*Exercise aim*. Find every line in the records below that holds the word "styles", and copy each one.

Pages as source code

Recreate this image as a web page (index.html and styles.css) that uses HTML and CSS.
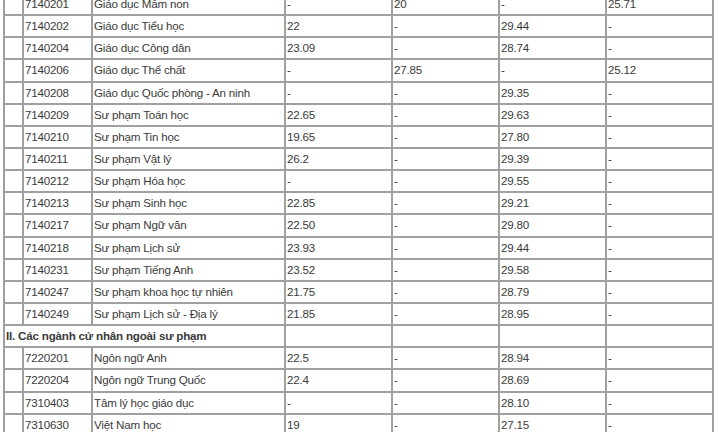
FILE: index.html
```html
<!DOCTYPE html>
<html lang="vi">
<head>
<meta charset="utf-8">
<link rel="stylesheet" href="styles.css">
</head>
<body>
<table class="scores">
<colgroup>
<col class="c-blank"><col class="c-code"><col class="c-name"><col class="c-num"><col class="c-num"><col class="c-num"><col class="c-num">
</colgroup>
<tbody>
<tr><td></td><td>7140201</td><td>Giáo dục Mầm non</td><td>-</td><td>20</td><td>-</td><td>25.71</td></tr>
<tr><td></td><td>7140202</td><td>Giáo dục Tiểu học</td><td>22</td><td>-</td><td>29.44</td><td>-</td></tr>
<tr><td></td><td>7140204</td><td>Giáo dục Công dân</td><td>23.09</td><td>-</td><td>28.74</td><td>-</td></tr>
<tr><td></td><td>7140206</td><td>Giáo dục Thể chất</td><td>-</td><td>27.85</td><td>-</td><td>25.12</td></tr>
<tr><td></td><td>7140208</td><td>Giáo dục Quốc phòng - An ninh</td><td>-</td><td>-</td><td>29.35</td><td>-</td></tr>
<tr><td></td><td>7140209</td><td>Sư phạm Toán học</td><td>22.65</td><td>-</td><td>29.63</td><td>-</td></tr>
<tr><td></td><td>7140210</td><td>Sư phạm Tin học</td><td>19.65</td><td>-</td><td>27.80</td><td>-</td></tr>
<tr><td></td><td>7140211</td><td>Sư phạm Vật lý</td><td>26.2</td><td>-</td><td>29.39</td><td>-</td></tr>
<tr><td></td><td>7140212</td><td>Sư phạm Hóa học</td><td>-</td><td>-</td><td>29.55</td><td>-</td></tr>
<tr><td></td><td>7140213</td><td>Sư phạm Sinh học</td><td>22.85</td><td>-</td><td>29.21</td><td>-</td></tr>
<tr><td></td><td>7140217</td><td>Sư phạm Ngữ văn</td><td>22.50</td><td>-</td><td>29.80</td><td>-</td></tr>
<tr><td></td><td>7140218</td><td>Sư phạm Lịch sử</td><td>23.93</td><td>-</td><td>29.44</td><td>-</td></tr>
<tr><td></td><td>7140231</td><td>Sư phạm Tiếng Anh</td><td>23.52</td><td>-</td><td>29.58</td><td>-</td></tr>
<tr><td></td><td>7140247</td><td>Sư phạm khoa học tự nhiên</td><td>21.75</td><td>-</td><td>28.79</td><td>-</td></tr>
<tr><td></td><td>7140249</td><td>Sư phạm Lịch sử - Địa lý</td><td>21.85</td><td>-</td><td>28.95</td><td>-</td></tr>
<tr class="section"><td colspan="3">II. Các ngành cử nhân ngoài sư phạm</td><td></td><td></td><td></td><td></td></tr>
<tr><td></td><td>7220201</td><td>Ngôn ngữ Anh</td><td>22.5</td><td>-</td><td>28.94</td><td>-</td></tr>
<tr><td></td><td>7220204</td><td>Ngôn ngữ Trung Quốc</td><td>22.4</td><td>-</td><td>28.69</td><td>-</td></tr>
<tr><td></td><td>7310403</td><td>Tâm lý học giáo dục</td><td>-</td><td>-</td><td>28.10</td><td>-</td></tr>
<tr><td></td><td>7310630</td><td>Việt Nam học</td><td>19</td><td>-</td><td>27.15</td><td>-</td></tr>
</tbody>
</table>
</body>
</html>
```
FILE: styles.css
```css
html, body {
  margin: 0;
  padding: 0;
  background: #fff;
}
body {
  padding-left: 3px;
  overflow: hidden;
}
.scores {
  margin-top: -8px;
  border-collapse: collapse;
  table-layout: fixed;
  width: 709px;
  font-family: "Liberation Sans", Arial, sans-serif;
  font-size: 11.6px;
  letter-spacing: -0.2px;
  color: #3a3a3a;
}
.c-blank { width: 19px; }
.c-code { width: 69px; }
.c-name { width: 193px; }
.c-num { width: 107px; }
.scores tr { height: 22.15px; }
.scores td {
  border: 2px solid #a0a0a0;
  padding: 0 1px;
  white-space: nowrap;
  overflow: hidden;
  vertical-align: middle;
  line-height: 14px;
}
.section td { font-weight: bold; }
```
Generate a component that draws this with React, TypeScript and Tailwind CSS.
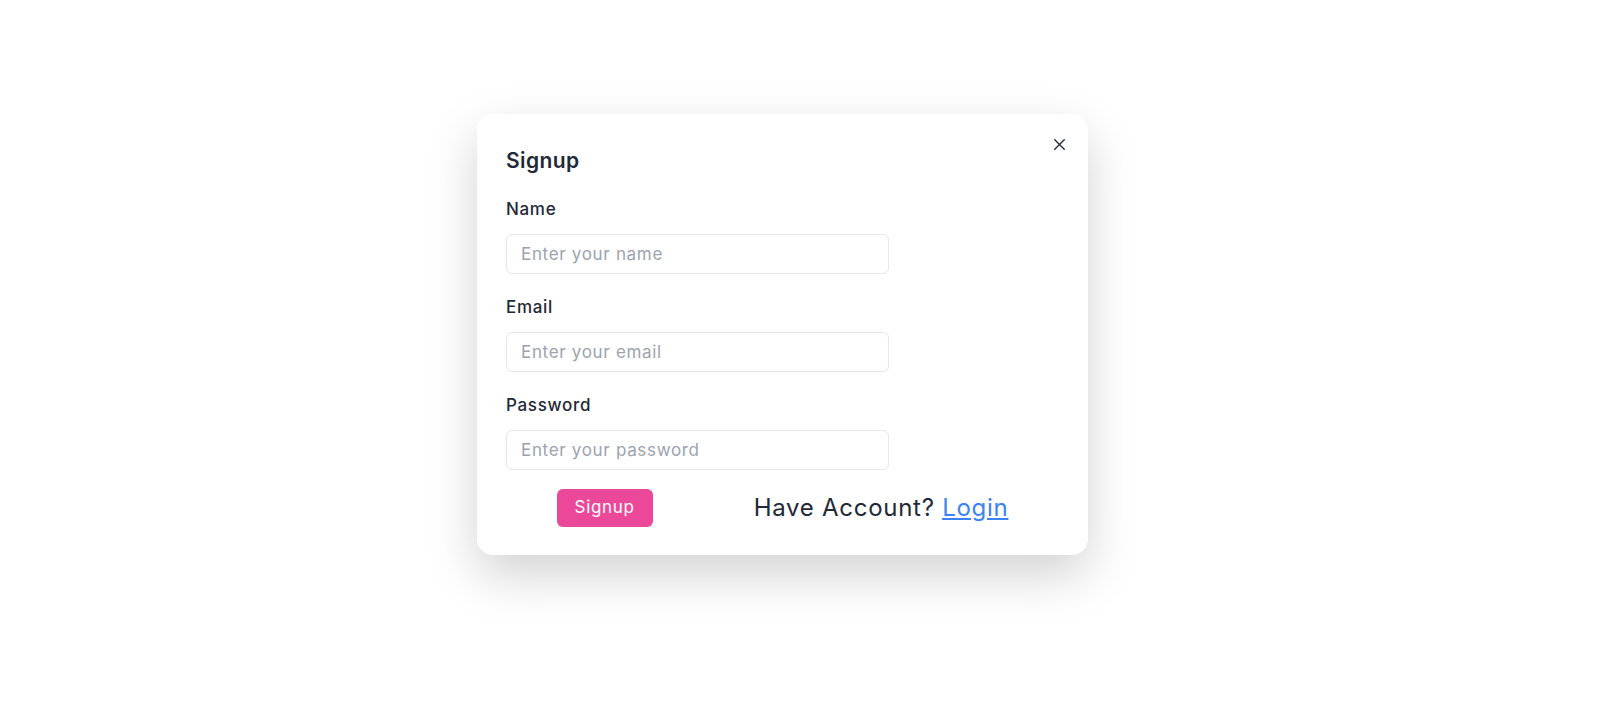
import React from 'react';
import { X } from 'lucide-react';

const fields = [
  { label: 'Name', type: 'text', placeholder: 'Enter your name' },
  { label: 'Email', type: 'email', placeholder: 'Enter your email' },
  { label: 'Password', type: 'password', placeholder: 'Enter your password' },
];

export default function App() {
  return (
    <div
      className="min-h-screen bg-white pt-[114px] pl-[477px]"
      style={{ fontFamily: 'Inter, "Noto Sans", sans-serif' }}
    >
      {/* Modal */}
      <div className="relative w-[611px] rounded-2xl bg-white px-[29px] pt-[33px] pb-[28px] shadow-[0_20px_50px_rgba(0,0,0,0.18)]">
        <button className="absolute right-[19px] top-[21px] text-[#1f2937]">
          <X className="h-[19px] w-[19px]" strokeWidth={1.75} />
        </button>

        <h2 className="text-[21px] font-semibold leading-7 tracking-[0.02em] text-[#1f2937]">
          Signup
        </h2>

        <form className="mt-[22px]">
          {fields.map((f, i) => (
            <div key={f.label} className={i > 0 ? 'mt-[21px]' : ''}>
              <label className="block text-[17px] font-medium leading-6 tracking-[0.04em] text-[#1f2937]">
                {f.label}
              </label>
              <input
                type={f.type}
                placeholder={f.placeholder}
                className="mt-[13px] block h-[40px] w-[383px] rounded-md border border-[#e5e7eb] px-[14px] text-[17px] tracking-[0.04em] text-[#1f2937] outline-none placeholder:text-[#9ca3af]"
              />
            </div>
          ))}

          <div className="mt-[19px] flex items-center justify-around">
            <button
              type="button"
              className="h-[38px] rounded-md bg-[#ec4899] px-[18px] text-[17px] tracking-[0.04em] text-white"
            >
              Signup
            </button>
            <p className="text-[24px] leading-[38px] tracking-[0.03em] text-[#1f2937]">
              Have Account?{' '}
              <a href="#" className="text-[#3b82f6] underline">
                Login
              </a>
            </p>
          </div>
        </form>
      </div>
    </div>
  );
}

*Completed task*.
Recreate this image as a web page (index.html and styles.css) that uses HTML and CSS.
<link rel="stylesheet" href="styles.css">
FILE: styles.css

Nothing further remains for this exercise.